In assessing the rebuke of atheists by the SJC, it could be instructive to consider gay rights jurisprudence, and not just Goodridge. Before the Goodridge revolution, two other cases had set the stage. In the 1986 case of Bowers v. Hardwick, in a ruling that infuriated the gay rights community and others, the United States Supreme Court upheld a Georgia sodomy law, declaring that the Constitution’s privacy protections do not convey “a fundamental right upon homosexuals to engage in sodomy.” Hostile to gays, invasive of privacy—the Bowers ruling seemed out of touch with contemporary standards of tolerance even as the ink dried. It was ugly precedent that made many uncomfortable.

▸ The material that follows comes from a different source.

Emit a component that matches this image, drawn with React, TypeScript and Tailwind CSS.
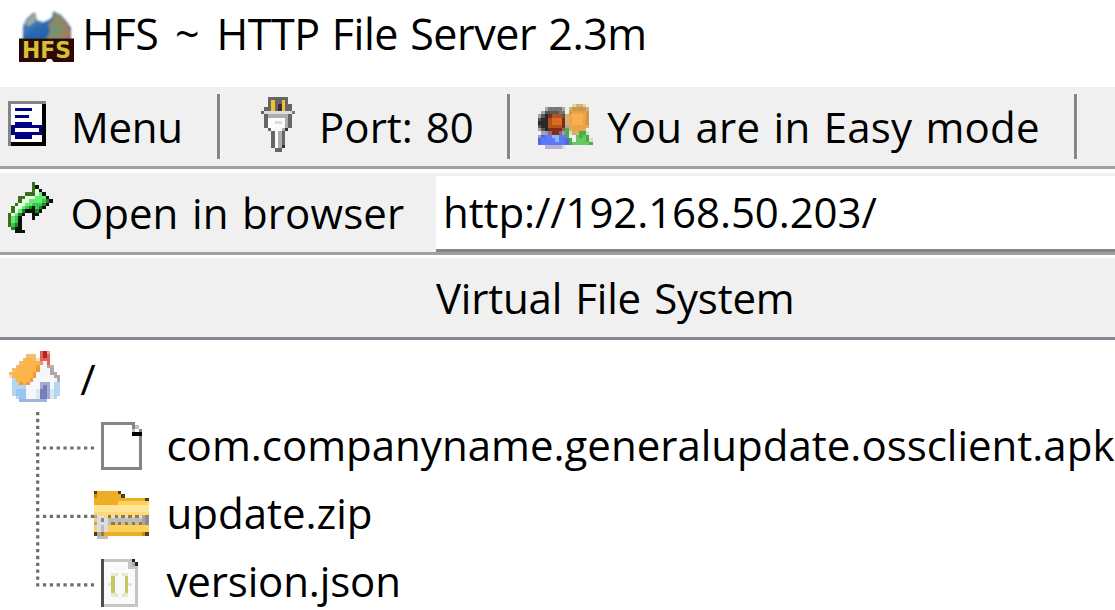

It took years, but in 2003 Bowers was finally overturned by the Supreme Court in the case of Lawrence v. Texas, which declared that sodomy laws are indeed unconstitutional. (In his now-famous dissent in Lawrence, Justice Scalia railed against the “homosexual agenda” and warned that the decision might be used to justify same-sex marriage. And he was right, for it would be cited later that same year by the Massachusetts court in Goodridge.)

These same-sex cases were in my mind throughout the Doe litigation, because from the beginning I felt that it could be an important case to the secular movement, win or lose. If we won, it could be a potential game-changer, like Lawrence or Goodridge. If we lost, it would sit like Bowers as ugly precedent, a ruling that would seem fundamentally unfair to anyone—believer or nonbeliever—who considers the facts objectively.

Of course, now we know what we got: Bowers. The inherent unfairness of the Doe ruling is not hard to see, and judging from social media there are many who are unhappy with it. With Doe, we now have a case—from a unanimous court in a liberal state—that says the government can define patriotism on a daily basis for children in a way that exalts one religious group and portrays atheists as less patriotic. Yes, folks, this is equality—nothing discriminatory about that.

Like Bowers, this kind of precedent makes fair-minded people uncomfortable. And that’s a good thing.